--- Start of Data lines ---

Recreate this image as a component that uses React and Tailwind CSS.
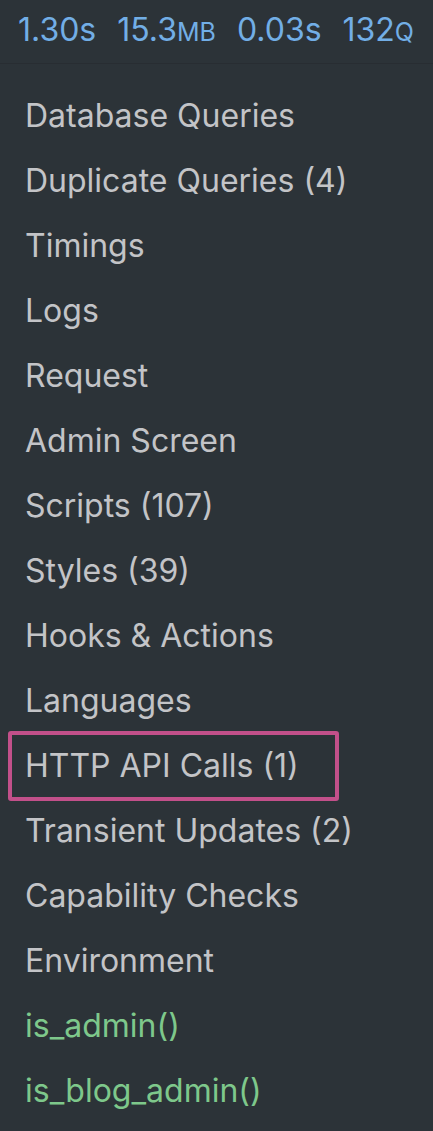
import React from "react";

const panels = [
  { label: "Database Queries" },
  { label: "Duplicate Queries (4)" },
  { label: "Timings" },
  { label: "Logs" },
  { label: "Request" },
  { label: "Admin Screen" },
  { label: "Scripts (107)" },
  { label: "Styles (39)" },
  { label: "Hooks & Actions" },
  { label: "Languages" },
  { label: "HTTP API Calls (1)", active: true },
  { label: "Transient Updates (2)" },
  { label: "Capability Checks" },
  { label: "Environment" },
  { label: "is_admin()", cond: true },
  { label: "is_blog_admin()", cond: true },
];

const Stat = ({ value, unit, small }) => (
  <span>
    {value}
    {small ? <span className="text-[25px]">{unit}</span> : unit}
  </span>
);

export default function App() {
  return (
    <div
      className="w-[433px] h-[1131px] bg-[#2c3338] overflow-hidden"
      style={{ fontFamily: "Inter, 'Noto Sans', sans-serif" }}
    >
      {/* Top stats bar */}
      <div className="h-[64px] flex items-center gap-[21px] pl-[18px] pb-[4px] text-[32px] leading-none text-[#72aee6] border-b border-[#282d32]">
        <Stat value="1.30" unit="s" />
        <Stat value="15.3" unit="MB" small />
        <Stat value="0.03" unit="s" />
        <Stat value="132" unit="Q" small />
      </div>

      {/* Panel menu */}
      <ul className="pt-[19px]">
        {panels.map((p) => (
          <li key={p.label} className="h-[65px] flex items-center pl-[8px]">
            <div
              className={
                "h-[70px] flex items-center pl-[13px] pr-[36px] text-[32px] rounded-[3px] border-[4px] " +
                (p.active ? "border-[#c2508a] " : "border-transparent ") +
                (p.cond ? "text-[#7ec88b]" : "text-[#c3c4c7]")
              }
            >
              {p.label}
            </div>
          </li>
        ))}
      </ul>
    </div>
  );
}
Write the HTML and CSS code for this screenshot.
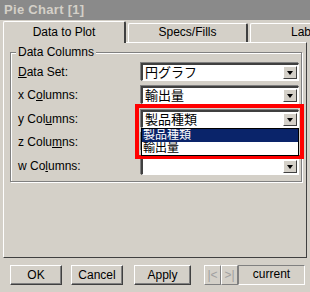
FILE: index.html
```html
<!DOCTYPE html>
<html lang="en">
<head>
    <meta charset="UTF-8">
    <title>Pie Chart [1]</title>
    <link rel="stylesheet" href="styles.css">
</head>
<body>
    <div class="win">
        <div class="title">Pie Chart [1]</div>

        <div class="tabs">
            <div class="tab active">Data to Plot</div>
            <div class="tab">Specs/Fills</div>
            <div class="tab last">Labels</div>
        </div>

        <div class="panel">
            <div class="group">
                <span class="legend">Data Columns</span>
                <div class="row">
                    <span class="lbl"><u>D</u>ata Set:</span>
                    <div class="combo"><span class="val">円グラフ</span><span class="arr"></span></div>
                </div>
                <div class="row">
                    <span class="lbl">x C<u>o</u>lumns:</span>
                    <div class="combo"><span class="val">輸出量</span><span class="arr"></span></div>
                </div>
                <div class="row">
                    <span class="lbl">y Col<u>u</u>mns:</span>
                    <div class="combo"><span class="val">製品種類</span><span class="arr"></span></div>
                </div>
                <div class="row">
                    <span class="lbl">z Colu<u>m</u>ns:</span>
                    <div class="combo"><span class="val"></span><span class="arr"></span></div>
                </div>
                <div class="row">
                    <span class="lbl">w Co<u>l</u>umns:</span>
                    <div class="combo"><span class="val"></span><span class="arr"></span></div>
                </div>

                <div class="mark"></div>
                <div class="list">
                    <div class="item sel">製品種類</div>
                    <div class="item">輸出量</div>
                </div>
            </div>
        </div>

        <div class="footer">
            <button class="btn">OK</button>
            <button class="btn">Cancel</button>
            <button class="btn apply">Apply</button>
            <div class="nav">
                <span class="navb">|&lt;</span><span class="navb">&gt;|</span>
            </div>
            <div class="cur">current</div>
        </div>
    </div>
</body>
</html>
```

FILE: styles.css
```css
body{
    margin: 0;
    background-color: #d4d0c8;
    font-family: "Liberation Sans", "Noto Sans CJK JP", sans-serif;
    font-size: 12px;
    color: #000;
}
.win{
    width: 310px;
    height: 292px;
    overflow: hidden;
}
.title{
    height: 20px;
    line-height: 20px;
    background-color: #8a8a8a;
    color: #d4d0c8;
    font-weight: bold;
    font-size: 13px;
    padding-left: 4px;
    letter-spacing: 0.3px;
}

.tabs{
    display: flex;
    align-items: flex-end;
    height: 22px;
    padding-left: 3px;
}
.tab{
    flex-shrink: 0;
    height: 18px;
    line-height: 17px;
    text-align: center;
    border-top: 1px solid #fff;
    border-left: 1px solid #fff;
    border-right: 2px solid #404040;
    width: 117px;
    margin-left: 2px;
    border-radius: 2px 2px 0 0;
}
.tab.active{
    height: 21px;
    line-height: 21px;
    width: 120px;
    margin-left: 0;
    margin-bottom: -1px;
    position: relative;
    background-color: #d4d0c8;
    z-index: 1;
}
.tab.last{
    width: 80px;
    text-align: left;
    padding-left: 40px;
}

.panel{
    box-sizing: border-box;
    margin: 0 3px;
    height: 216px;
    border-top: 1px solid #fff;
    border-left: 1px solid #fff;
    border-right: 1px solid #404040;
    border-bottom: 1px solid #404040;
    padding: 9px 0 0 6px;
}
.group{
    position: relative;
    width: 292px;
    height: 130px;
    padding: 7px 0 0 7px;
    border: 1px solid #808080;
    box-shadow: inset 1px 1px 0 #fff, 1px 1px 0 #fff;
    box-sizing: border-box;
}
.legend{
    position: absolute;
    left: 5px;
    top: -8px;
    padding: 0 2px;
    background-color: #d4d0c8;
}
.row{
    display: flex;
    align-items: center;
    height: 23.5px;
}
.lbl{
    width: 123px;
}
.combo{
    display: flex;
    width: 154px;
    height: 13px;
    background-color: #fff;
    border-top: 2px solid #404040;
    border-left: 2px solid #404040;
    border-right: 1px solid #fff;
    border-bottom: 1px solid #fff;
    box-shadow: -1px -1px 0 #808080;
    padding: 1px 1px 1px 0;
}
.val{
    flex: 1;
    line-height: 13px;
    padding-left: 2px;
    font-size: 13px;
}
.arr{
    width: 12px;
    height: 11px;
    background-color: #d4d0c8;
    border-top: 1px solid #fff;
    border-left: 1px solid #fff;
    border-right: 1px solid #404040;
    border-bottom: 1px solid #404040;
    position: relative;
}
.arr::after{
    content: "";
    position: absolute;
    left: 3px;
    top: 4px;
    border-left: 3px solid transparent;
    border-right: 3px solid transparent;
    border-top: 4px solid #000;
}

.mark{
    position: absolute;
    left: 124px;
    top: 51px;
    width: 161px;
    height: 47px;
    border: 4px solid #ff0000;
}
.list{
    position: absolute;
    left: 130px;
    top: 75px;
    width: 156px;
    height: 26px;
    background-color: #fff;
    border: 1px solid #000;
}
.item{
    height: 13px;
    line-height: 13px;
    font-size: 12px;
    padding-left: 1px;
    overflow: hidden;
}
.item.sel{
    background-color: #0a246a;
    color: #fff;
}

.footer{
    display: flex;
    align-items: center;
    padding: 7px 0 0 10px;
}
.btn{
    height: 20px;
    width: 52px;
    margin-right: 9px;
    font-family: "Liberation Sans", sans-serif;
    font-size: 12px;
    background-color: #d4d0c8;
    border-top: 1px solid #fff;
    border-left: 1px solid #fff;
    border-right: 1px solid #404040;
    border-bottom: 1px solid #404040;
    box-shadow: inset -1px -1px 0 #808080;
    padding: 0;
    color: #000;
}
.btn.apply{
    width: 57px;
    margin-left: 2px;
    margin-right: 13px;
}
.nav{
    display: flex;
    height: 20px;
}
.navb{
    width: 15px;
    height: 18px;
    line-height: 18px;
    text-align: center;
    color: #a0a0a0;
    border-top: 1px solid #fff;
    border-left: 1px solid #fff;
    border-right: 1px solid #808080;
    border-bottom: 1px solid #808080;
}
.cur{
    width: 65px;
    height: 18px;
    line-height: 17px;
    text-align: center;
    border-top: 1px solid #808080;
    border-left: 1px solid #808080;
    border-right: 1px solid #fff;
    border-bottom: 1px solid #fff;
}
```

--- End of Data lines ---

▶ _Given task_
Above are the records; repeat their lines from the first through the line containing "import React from", and leave out each picture.

▶ _Solution for this task_
Recreate this image as a component that uses React and Tailwind CSS.
import React from "react";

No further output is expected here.